To develop the Food Outlet Dietary Risk assessment tool, we needed to create a nutrition-focused assessment framework that considered a range of different factors – similar to established food safety risk assessment methods. We looked at the following factors in each outlet:

  • The availability of nutrient-poor discretionary foods
  • The availability of nutritious food
  • The acceptability and appeal of discretionary foods
  • The accessibility of discretionary foods (for example, does an outlet make impulse purchases likely?)
  • The type of business operation (how much visibility and exposure does the outlet have in the community?)

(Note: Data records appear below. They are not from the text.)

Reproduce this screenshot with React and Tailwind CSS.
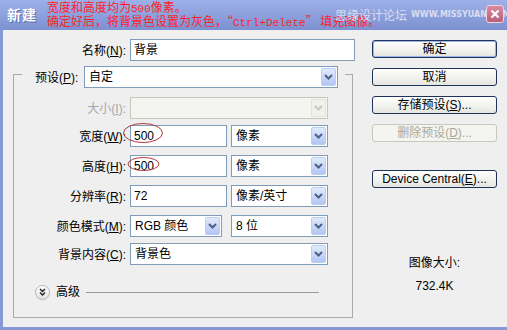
import React from "react";

const UI = "font-['Liberation_Sans','Noto_Sans_CJK_SC',sans-serif]";

function Chevron({ color = "#4d6185" }) {
  return (
    <svg width="9" height="6" viewBox="0 0 9 6" aria-hidden="true">
      <path d="M1 1 L4.5 4.5 L8 1" fill="none" stroke={color} strokeWidth="2" />
    </svg>
  );
}

// dropdown in the XP look: white field + light blue arrow button
function Select({ className, text, disabled }) {
  return (
    <div className={`h-[22px] flex items-center border ${disabled ? "border-[#c9c7ba] bg-[#f4f4f0]" : "border-[#7f9db9] bg-white"} ${className}`}>
      <span className="flex-1 pl-[4px] text-[12px] text-black whitespace-nowrap">{text}</span>
      <div className={`w-[15px] h-[18px] mr-[1px] rounded-[2px] border flex items-center justify-center ${disabled ? "border-[#e3e3dc] bg-[#f1f1ec]" : "border-[#b9cdf7] bg-gradient-to-b from-[#e1eafd] to-[#b2c6f3]"}`}>
        <Chevron color={disabled ? "#c9c9c0" : "#4d6185"} />
      </div>
    </div>
  );
}

function Field({ className, text }) {
  return (
    <div className={`h-[22px] flex items-center border border-[#7f9db9] bg-white pl-[3px] text-[12px] ${className}`}>{text}</div>
  );
}

function Label({ children, k, gray, className = "" }) {
  return (
    <span className={`text-[12px] whitespace-nowrap ${gray ? "text-[#a7a7a7]" : "text-black"} ${className}`}>
      {children}(<span className="underline">{k}</span>):
    </span>
  );
}

function Row({ label, k, gray, mt, children }) {
  return (
    <div className={`flex items-center h-[22px] ${mt}`}>
      <div className="w-[112px] text-right"><Label k={k} gray={gray}>{label}</Label></div>
      <div className="ml-[4px] flex items-center gap-[4px]">{children}</div>
    </div>
  );
}

function Button({ children, disabled, primary, className = "" }) {
  return (
    <div className={`w-[125px] h-[18px] rounded-[3px] border flex items-center justify-center text-[12px] ${disabled ? "border-[#c9c7ba] text-[#aca899] bg-[#f4f4f0]" : "border-[#1f3358] text-black bg-gradient-to-b from-white to-[#e6e6e0]"} ${primary ? "ring-1 ring-inset ring-[#9ab6ea]" : ""} ${className}`}>
      {children}
    </div>
  );
}

export default function App() {
  return (
    <div className={`w-[507px] h-[330px] relative overflow-hidden bg-[#efefef] ${UI}`}>
      {/* title bar */}
      <div className="h-[30px] flex items-center bg-gradient-to-b from-[#9db0e8] to-[#7d91d1] relative">
        <span className="pl-[7px] text-[14px] font-bold text-white tracking-[1px] [text-shadow:1px_1px_0_#5a6da8]">新建</span>
        <div className="ml-[10px] text-[#ff1f2a] text-[12px] leading-[12px] whitespace-nowrap font-['Noto_Sans_CJK_SC',sans-serif]">
          <div>宽度和高度均为<span className="font-['Liberation_Mono',monospace] text-[11px]">500</span>像素。</div>
          <div>确定好后，将背景色设置为灰色，“<span className="font-['Liberation_Mono',monospace] text-[11px]">Ctrl+Delete</span>” 填充图像。</div>
        </div>
        <div className="absolute left-[335px] top-[6px] flex items-center gap-[4px] whitespace-nowrap text-[#dadef0]">
          <span className="text-[12px] leading-[18px] font-['Noto_Sans_CJK_SC',sans-serif]">思缘设计论坛</span>
          <span className="text-[8px] font-bold font-['DejaVu_Sans',sans-serif]">WWW.MISSYUAN.COM</span>
        </div>
        <div className="absolute left-[486px] top-[5px] w-[18px] h-[18px] rounded-[3px] border border-[#f2d2dc] bg-gradient-to-b from-[#d88aa0] to-[#b8607a] flex items-center justify-center">
          <svg width="10" height="10" viewBox="0 0 10 10" aria-hidden="true">
            <path d="M1.5 1.5 L8.5 8.5 M8.5 1.5 L1.5 8.5" stroke="white" strokeWidth="2.2" />
          </svg>
        </div>
      </div>

      {/* body */}
      <div className="h-[300px] flex border-l-[3px] border-b-[3px] border-[#8599d6]">
        <div className="w-[369px] flex flex-col">
          <div className="mt-[9px] flex items-center h-[22px]">
            <div className="w-[123px] text-right"><Label k="N">名称</Label></div>
            <Field className="ml-[4px] w-[225px]" text="背景" />
          </div>

          <div className="mt-[13px] ml-[10px] w-[340px] h-[244px] border border-[#a9a9a9] flex flex-col">
            <div className="-mt-[10px] ml-[8px] self-start flex items-center bg-[#efefef] pl-[13px] pr-[7px]">
              <div className="w-[45px]"><Label k="P">预设</Label></div>
              <Select className="ml-[4px] w-[254px]" text="自定" />
            </div>
            <Row label="大小" k="I" gray mt="mt-[8px]">
              <Select className="w-[198px]" text="" disabled />
            </Row>
            <Row label="宽度" k="W" mt="mt-[6px]">
              <Field className="w-[97px]" text="500" />
              <Select className="w-[97px]" text="像素" />
            </Row>
            <Row label="高度" k="H" mt="mt-[8px]">
              <Field className="w-[97px]" text="500" />
              <Select className="w-[97px]" text="像素" />
            </Row>
            <Row label="分辨率" k="R" mt="mt-[8px]">
              <Field className="w-[97px]" text="72" />
              <Select className="w-[97px]" text="像素/英寸" />
            </Row>
            <Row label="颜色模式" k="M" mt="mt-[8px]">
              <Select className="w-[92px]" text="RGB 颜色" />
              <Select className="ml-[5px] w-[97px]" text="8 位" />
            </Row>
            <Row label="背景内容" k="C" mt="mt-[6px]">
              <Select className="w-[198px]" text="背景色" />
            </Row>
            <div className="mt-[19px] h-[16px] flex items-center">
              <div className="ml-[21px] w-[15px] h-[15px] rounded-full border border-[#b4b4b4] bg-gradient-to-b from-white to-[#e2e2e2] flex items-center justify-center">
                <svg width="7" height="8" viewBox="0 0 7 8" aria-hidden="true">
                  <path d="M1 1 L3.5 3.5 L6 1 M1 4.5 L3.5 7 L6 4.5" fill="none" stroke="#222" strokeWidth="1.4" />
                </svg>
              </div>
              <span className="ml-[6px] text-[12px]">高级</span>
              <div className="ml-[6px] mr-[33px] flex-1 h-px bg-[#9a9a9a]" />
            </div>
          </div>
        </div>

        <div className="flex flex-col items-center pt-[10px]">
          <Button primary>确定</Button>
          <Button className="mt-[10px]">取消</Button>
          <Button className="mt-[10px]">存储预设(<span className="underline">S</span>)...</Button>
          <Button className="mt-[10px]" disabled>删除预设(<span className="underline">D</span>)...</Button>
          <Button className="mt-[28px]">Device Central(<span className="underline">E</span>)...</Button>
          <span className="mt-[68px] text-[12px] leading-[14px]">图像大小:</span>
          <span className="mt-[9px] text-[12px] leading-[14px]">732.4K</span>
        </div>
      </div>

      {/* red hand-drawn marks around the sizes */}
      <svg className="absolute left-0 top-0 pointer-events-none" width="507" height="330" aria-hidden="true">
        <ellipse cx="143" cy="133" rx="19.5" ry="9.5" fill="none" stroke="#b23a3a" strokeWidth="1" />
        <ellipse cx="143.5" cy="164" rx="15.5" ry="6.5" fill="none" stroke="#b23a3a" strokeWidth="1" />
      </svg>
    </div>
  );
}
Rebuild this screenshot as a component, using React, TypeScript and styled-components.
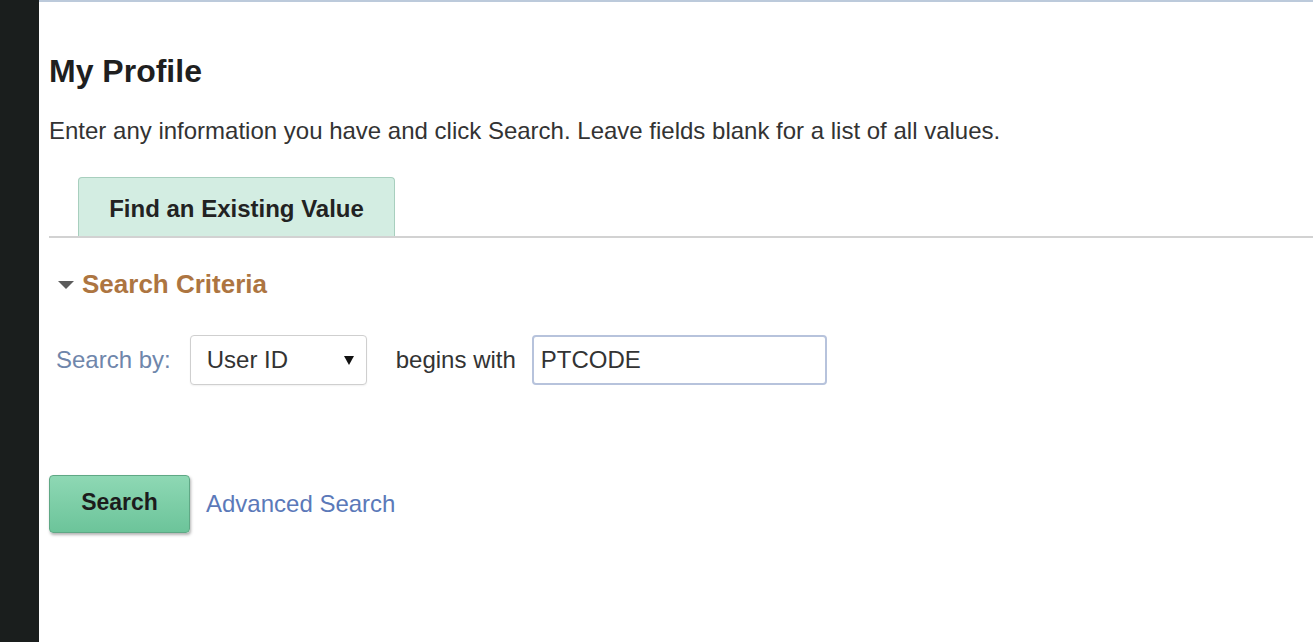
import React from "react";
import styled, { createGlobalStyle } from "styled-components";

const Global = createGlobalStyle`
  html, body { margin: 0; padding: 0; background: #ffffff; }
  body { font-family: "Liberation Sans", Arial, sans-serif; }
  * { box-sizing: border-box; }
`;

const Page = styled.div`
  display: flex;
  width: 1313px;
  height: 642px;
  overflow: hidden;
`;

const Sidebar = styled.div`
  width: 39px;
  flex: none;
  background: #1a1e1d;
`;

const Main = styled.main`
  flex: 1;
  border-top: 2px solid #bccadb;
  padding-left: 10px;
  display: flex;
  flex-direction: column;
  align-items: flex-start;
`;

const Title = styled.h1`
  margin: 50px 0 0 0;
  font-size: 32px;
  line-height: 38px;
  font-weight: bold;
  color: #1f1f1f;
`;

const Intro = styled.p`
  margin: 27px 0 0 0;
  font-size: 24px;
  line-height: 28px;
  color: #333333;
`;

const TabBar = styled.div`
  margin-top: 32px;
  align-self: stretch;
  display: flex;
  border-bottom: 2px solid #d2d2d2;
  padding-left: 29px;
`;

const Tab = styled.div<{ $active?: boolean }>`
  width: 317px;
  height: 59px;
  display: flex;
  align-items: center;
  justify-content: center;
  padding-top: 3px;
  background: ${(p) => (p.$active ? "#d3ede2" : "#eeeeee")};
  border: 1px solid #a8cfbe;
  border-bottom: none;
  border-radius: 4px 4px 0 0;
  font-size: 24px;
  font-weight: bold;
  color: #222222;
`;

const SectionHeader = styled.div`
  margin-top: 31px;
  display: flex;
  align-items: center;
  height: 30px;
  padding-left: 9px;
`;

const Caret = styled.span`
  width: 0;
  height: 0;
  border-left: 8px solid transparent;
  border-right: 8px solid transparent;
  border-top: 8px solid #5c5c5c;
  margin-right: 8px;
  margin-top: 1px;
`;

const SectionTitle = styled.span`
  font-size: 26px;
  line-height: 30px;
  font-weight: bold;
  color: #ad7541;
`;

const CriteriaRow = styled.div`
  margin-top: 36px;
  display: flex;
  align-items: center;
  padding-left: 7px;
`;

const Label = styled.span<{ $muted?: boolean }>`
  font-size: 24px;
  color: ${(p) => (p.$muted ? "#6f86ab" : "#333333")};
`;

const Select = styled.div`
  margin-left: 19px;
  width: 177px;
  height: 50px;
  border: 1px solid #cfcfcf;
  border-radius: 4px;
  display: flex;
  align-items: center;
  justify-content: space-between;
  padding: 0 12px 0 16px;
  font-size: 24px;
  color: #333333;
  background: #ffffff;
  box-shadow: 0 1px 2px rgba(0, 0, 0, 0.06);
`;

const Arrow = styled.span`
  width: 0;
  height: 0;
  border-left: 5px solid transparent;
  border-right: 5px solid transparent;
  border-top: 9px solid #111111;
`;

const Op = styled(Label)`
  margin-left: 29px;
`;

const Input = styled.div`
  margin-left: 16px;
  width: 295px;
  height: 50px;
  border: 2px solid #b7c3dc;
  border-radius: 4px;
  display: flex;
  align-items: center;
  padding-left: 7px;
  font-size: 24px;
  color: #333333;
`;

const ActionRow = styled.div`
  margin-top: 90px;
  display: flex;
  align-items: center;
  gap: 16px;
`;

const Button = styled.button`
  width: 141px;
  height: 58px;
  border: 1px solid #5fa885;
  border-radius: 4px;
  background: linear-gradient(#8ed8b4, #6cc49a);
  box-shadow: 1px 2px 3px rgba(0, 0, 0, 0.3);
  font-family: "Liberation Sans", Arial, sans-serif;
  font-size: 23px;
  font-weight: bold;
  color: #1c1c1c;
  padding: 0 0 4px 0;
`;

const Link = styled.a`
  font-size: 24px;
  color: #5b79b9;
  text-decoration: none;
`;

export default function App() {
  return (
    <>
      <Global />
      <Page>
        <Sidebar />
        <Main>
          <Title>My Profile</Title>
          <Intro>
            Enter any information you have and click Search. Leave fields blank for a list of all values.
          </Intro>
          <TabBar>
            <Tab $active>Find an Existing Value</Tab>
          </TabBar>
          <SectionHeader>
            <Caret />
            <SectionTitle>Search Criteria</SectionTitle>
          </SectionHeader>
          <CriteriaRow>
            <Label $muted>Search by:</Label>
            <Select>
              <span>User ID</span>
              <Arrow />
            </Select>
            <Op>begins with</Op>
            <Input>PTCODE</Input>
          </CriteriaRow>
          <ActionRow>
            <Button>Search</Button>
            <Link href="#">Advanced Search</Link>
          </ActionRow>
        </Main>
      </Page>
    </>
  );
}
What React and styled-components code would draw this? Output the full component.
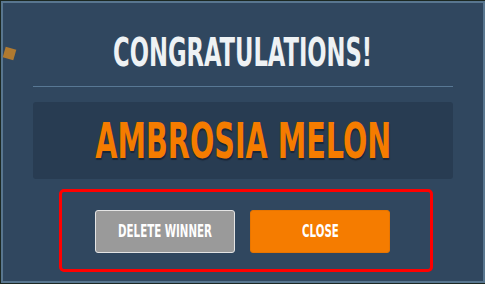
import React from "react";
import styled, { createGlobalStyle } from "styled-components";

const GlobalStyle = createGlobalStyle`
    html, body {
        margin: 0;
        padding: 0;
        background: #1b2822;
    }
    body {
        font-family: "DejaVu Sans Condensed", "DejaVu Sans", sans-serif;
    }
`;

const Overlay = styled.div`
    width: 485px;
    height: 284px;
    box-sizing: border-box;
    padding: 1px 0 1px 1px;
    position: relative;
    overflow: hidden;
`;

const Modal = styled.div`
    height: 100%;
    box-sizing: border-box;
    background: #30475f;
    border: 2px solid #58768f;
    padding: 30px 30px 0 30px;
    display: flex;
    flex-direction: column;
`;

const Confetti = styled.div`
    position: absolute;
    left: 4px;
    top: 48px;
    width: 11px;
    height: 11px;
    background: #b07a30;
    transform: rotate(16deg);
`;

const Squeeze = styled.span`
    display: inline-block;
    flex: none;
    white-space: nowrap;
    transform: scaleX(${p => p.$x});
`;

const Title = styled.h1`
    margin: 0;
    font-size: 39px;
    line-height: 39px;
    font-weight: 700;
    color: #eef2f4;
    display: flex;
    justify-content: center;
`;

const Divider = styled.hr`
    margin: 14px 0 0 0;
    border: none;
    height: 1px;
    background: #587894;
`;

const WinnerBox = styled.div`
    margin-top: 15px;
    background: #283c52;
    border-radius: 3px;
    padding: 14px 0 13px;
    display: flex;
    justify-content: center;
`;

const WinnerName = styled.div`
    font-size: 50px;
    line-height: 50px;
    font-weight: 700;
    color: #f57c00;
    text-shadow: 1px 2px 1px #1a2637;
    display: flex;
    justify-content: center;
    width: 100%;
`;

const Actions = styled.div`
    margin: 10px 20px 0 26px;
    border: 3px solid #ff0000;
    border-radius: 5px;
    padding: 18px 7px 16px 0;
    display: flex;
    justify-content: center;
    gap: 15px;
`;

const Button = styled.button`
    width: 140px;
    height: 43px;
    flex: none;
    box-sizing: border-box;
    border-radius: 3px;
    border: 1px solid ${p => p.$primary ? "#e87500" : "#e4e4e4"};
    background: ${p => p.$primary ? "#f57c00" : "#9a9a9a"};
    color: #ffffff;
    font-family: inherit;
    font-size: 17px;
    line-height: 17px;
    font-weight: 700;
    display: flex;
    align-items: center;
    justify-content: center;
    padding: 0;
    overflow: visible;
`;

function App(){
    return(
        <>
            <GlobalStyle />
            <Overlay>
                <Modal>
                    <Title><Squeeze $x={0.646}>CONGRATULATIONS!</Squeeze></Title>
                    <Divider />
                    <WinnerBox>
                        <WinnerName><Squeeze $x={0.637}>AMBROSIA MELON</Squeeze></WinnerName>
                    </WinnerBox>
                    <Actions>
                        <Button><Squeeze $x={0.67}>DELETE WINNER</Squeeze></Button>
                        <Button $primary><Squeeze $x={0.67}>CLOSE</Squeeze></Button>
                    </Actions>
                </Modal>
                <Confetti />
            </Overlay>
        </>
    )
}
export default App;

  • And complex food outlet considerations

Taken together, these factors more accurately define the dietary risk posed by different outlets. To test the feasibility of using the FODR, consumer-facing food outlets from one local government area have been assessed. The tool is being constantly refined to ensure it is fit for purpose when we roll it out more broadly. Our ultimate aim is to use the updated FODR tool to score all 4136 consumer-facing food outlets in our catchment area, to inform local government policies and interventions to improve health.